### Written instruction
Do not include the pictures; repeat the rest of the data exactly.
=== Information shown ===
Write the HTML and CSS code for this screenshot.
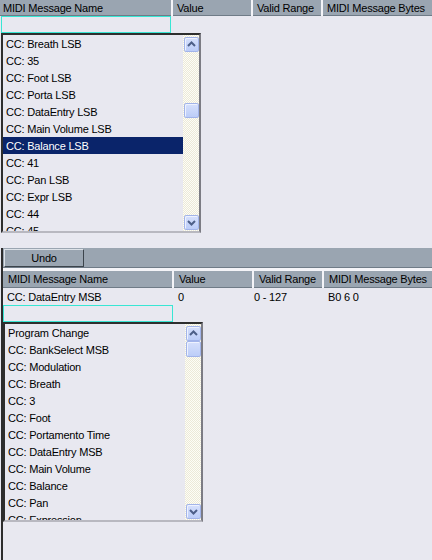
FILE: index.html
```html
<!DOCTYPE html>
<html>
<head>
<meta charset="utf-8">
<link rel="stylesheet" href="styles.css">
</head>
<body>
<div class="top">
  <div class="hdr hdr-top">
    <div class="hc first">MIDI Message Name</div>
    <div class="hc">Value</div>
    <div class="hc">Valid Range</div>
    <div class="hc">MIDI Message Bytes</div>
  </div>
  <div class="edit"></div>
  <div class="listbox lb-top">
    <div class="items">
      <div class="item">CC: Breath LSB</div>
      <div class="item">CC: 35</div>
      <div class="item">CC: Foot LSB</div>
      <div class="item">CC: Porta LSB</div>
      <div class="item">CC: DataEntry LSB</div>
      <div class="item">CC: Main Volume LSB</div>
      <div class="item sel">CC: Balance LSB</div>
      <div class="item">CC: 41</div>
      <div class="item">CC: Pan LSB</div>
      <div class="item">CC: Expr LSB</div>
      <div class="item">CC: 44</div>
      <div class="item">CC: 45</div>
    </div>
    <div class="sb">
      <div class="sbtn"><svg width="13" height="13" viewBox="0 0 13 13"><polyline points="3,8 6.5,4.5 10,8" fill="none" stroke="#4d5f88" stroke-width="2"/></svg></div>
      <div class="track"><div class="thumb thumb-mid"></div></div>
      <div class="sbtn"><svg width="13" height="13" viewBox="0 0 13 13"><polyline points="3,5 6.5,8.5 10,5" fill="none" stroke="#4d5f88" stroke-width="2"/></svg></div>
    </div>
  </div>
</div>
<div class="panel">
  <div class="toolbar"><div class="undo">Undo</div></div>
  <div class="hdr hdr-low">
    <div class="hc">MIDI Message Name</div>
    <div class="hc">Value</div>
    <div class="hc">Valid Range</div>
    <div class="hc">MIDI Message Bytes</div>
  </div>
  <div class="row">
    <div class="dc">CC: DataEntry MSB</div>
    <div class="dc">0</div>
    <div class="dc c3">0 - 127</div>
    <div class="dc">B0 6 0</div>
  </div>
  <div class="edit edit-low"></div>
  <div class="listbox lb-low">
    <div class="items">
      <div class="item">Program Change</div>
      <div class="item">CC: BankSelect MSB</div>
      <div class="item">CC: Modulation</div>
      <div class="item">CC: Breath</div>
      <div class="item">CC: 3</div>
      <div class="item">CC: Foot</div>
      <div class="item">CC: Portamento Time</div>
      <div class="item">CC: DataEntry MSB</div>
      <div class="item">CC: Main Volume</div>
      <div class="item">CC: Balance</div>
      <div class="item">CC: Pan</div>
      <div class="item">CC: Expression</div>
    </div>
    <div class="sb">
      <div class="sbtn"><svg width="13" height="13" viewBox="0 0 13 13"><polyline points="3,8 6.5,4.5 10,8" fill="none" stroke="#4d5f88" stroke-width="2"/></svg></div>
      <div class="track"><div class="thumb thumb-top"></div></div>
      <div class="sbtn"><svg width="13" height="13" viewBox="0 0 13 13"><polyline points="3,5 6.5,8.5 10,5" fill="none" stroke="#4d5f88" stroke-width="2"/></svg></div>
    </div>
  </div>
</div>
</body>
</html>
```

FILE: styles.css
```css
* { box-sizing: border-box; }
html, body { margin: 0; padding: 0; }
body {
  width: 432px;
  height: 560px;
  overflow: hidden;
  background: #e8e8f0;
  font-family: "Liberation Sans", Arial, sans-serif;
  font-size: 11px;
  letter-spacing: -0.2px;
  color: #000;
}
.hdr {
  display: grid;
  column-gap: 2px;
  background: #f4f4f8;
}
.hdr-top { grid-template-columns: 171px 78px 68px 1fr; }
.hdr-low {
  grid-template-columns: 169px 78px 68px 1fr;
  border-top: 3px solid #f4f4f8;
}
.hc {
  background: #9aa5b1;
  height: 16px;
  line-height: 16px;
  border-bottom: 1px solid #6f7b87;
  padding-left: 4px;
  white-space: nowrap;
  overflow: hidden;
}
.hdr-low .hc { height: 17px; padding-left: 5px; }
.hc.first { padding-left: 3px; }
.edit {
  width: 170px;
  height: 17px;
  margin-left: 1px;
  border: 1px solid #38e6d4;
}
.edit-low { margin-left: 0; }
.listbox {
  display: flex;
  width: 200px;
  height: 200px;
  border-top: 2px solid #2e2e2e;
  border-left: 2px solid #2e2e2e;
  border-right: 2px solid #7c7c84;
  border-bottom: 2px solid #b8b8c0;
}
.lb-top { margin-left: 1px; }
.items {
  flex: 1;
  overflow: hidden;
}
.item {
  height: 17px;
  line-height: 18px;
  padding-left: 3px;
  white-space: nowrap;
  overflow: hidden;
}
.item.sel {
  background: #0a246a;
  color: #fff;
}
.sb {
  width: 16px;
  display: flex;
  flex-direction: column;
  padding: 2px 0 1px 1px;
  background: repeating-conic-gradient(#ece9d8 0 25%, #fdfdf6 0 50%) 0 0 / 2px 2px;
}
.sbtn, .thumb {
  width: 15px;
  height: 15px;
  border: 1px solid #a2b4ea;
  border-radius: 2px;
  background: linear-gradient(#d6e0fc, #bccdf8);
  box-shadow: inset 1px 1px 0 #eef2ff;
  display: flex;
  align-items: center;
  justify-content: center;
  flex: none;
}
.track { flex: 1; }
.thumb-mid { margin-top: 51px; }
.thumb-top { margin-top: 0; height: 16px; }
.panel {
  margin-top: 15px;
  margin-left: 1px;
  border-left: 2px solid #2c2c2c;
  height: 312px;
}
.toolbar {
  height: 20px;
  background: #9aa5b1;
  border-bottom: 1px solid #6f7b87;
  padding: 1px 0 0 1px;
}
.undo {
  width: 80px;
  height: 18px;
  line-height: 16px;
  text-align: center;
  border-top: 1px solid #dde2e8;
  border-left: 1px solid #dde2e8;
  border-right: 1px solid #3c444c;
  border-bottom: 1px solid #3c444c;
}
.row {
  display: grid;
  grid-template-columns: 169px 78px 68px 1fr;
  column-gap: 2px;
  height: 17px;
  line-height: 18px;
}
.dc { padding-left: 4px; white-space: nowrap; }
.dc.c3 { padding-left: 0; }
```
===
### Response
Write the HTML and CSS code for this screenshot.
FILE: index.html
```html
<!DOCTYPE html>
<html>
<head>
<meta charset="utf-8">
<link rel="stylesheet" href="styles.css">
</head>
<body>
<div class="top">
  <div class="hdr hdr-top">
    <div class="hc first">MIDI Message Name</div>
    <div class="hc">Value</div>
    <div class="hc">Valid Range</div>
    <div class="hc">MIDI Message Bytes</div>
  </div>
  <div class="edit"></div>
  <div class="listbox lb-top">
    <div class="items">
      <div class="item">CC: Breath LSB</div>
      <div class="item">CC: 35</div>
      <div class="item">CC: Foot LSB</div>
      <div class="item">CC: Porta LSB</div>
      <div class="item">CC: DataEntry LSB</div>
      <div class="item">CC: Main Volume LSB</div>
      <div class="item sel">CC: Balance LSB</div>
      <div class="item">CC: 41</div>
      <div class="item">CC: Pan LSB</div>
      <div class="item">CC: Expr LSB</div>
      <div class="item">CC: 44</div>
      <div class="item">CC: 45</div>
    </div>
    <div class="sb">
      <div class="sbtn"><svg width="13" height="13" viewBox="0 0 13 13"><polyline points="3,8 6.5,4.5 10,8" fill="none" stroke="#4d5f88" stroke-width="2"/></svg></div>
      <div class="track"><div class="thumb thumb-mid"></div></div>
      <div class="sbtn"><svg width="13" height="13" viewBox="0 0 13 13"><polyline points="3,5 6.5,8.5 10,5" fill="none" stroke="#4d5f88" stroke-width="2"/></svg></div>
    </div>
  </div>
</div>
<div class="panel">
  <div class="toolbar"><div class="undo">Undo</div></div>
  <div class="hdr hdr-low">
    <div class="hc">MIDI Message Name</div>
    <div class="hc">Value</div>
    <div class="hc">Valid Range</div>
    <div class="hc">MIDI Message Bytes</div>
  </div>
  <div class="row">
    <div class="dc">CC: DataEntry MSB</div>
    <div class="dc">0</div>
    <div class="dc c3">0 - 127</div>
    <div class="dc">B0 6 0</div>
  </div>
  <div class="edit edit-low"></div>
  <div class="listbox lb-low">
    <div class="items">
      <div class="item">Program Change</div>
      <div class="item">CC: BankSelect MSB</div>
      <div class="item">CC: Modulation</div>
      <div class="item">CC: Breath</div>
      <div class="item">CC: 3</div>
      <div class="item">CC: Foot</div>
      <div class="item">CC: Portamento Time</div>
      <div class="item">CC: DataEntry MSB</div>
      <div class="item">CC: Main Volume</div>
      <div class="item">CC: Balance</div>
      <div class="item">CC: Pan</div>
      <div class="item">CC: Expression</div>
    </div>
    <div class="sb">
      <div class="sbtn"><svg width="13" height="13" viewBox="0 0 13 13"><polyline points="3,8 6.5,4.5 10,8" fill="none" stroke="#4d5f88" stroke-width="2"/></svg></div>
      <div class="track"><div class="thumb thumb-top"></div></div>
      <div class="sbtn"><svg width="13" height="13" viewBox="0 0 13 13"><polyline points="3,5 6.5,8.5 10,5" fill="none" stroke="#4d5f88" stroke-width="2"/></svg></div>
    </div>
  </div>
</div>
</body>
</html>
```

FILE: styles.css
```css
* { box-sizing: border-box; }
html, body { margin: 0; padding: 0; }
body {
  width: 432px;
  height: 560px;
  overflow: hidden;
  background: #e8e8f0;
  font-family: "Liberation Sans", Arial, sans-serif;
  font-size: 11px;
  letter-spacing: -0.2px;
  color: #000;
}
.hdr {
  display: grid;
  column-gap: 2px;
  background: #f4f4f8;
}
.hdr-top { grid-template-columns: 171px 78px 68px 1fr; }
.hdr-low {
  grid-template-columns: 169px 78px 68px 1fr;
  border-top: 3px solid #f4f4f8;
}
.hc {
  background: #9aa5b1;
  height: 16px;
  line-height: 16px;
  border-bottom: 1px solid #6f7b87;
  padding-left: 4px;
  white-space: nowrap;
  overflow: hidden;
}
.hdr-low .hc { height: 17px; padding-left: 5px; }
.hc.first { padding-left: 3px; }
.edit {
  width: 170px;
  height: 17px;
  margin-left: 1px;
  border: 1px solid #38e6d4;
}
.edit-low { margin-left: 0; }
.listbox {
  display: flex;
  width: 200px;
  height: 200px;
  border-top: 2px solid #2e2e2e;
  border-left: 2px solid #2e2e2e;
  border-right: 2px solid #7c7c84;
  border-bottom: 2px solid #b8b8c0;
}
.lb-top { margin-left: 1px; }
.items {
  flex: 1;
  overflow: hidden;
}
.item {
  height: 17px;
  line-height: 18px;
  padding-left: 3px;
  white-space: nowrap;
  overflow: hidden;
}
.item.sel {
  background: #0a246a;
  color: #fff;
}
.sb {
  width: 16px;
  display: flex;
  flex-direction: column;
  padding: 2px 0 1px 1px;
  background: repeating-conic-gradient(#ece9d8 0 25%, #fdfdf6 0 50%) 0 0 / 2px 2px;
}
.sbtn, .thumb {
  width: 15px;
  height: 15px;
  border: 1px solid #a2b4ea;
  border-radius: 2px;
  background: linear-gradient(#d6e0fc, #bccdf8);
  box-shadow: inset 1px 1px 0 #eef2ff;
  display: flex;
  align-items: center;
  justify-content: center;
  flex: none;
}
.track { flex: 1; }
.thumb-mid { margin-top: 51px; }
.thumb-top { margin-top: 0; height: 16px; }
.panel {
  margin-top: 15px;
  margin-left: 1px;
  border-left: 2px solid #2c2c2c;
  height: 312px;
}
.toolbar {
  height: 20px;
  background: #9aa5b1;
  border-bottom: 1px solid #6f7b87;
  padding: 1px 0 0 1px;
}
.undo {
  width: 80px;
  height: 18px;
  line-height: 16px;
  text-align: center;
  border-top: 1px solid #dde2e8;
  border-left: 1px solid #dde2e8;
  border-right: 1px solid #3c444c;
  border-bottom: 1px solid #3c444c;
}
.row {
  display: grid;
  grid-template-columns: 169px 78px 68px 1fr;
  column-gap: 2px;
  height: 17px;
  line-height: 18px;
}
.dc { padding-left: 4px; white-space: nowrap; }
.dc.c3 { padding-left: 0; }
```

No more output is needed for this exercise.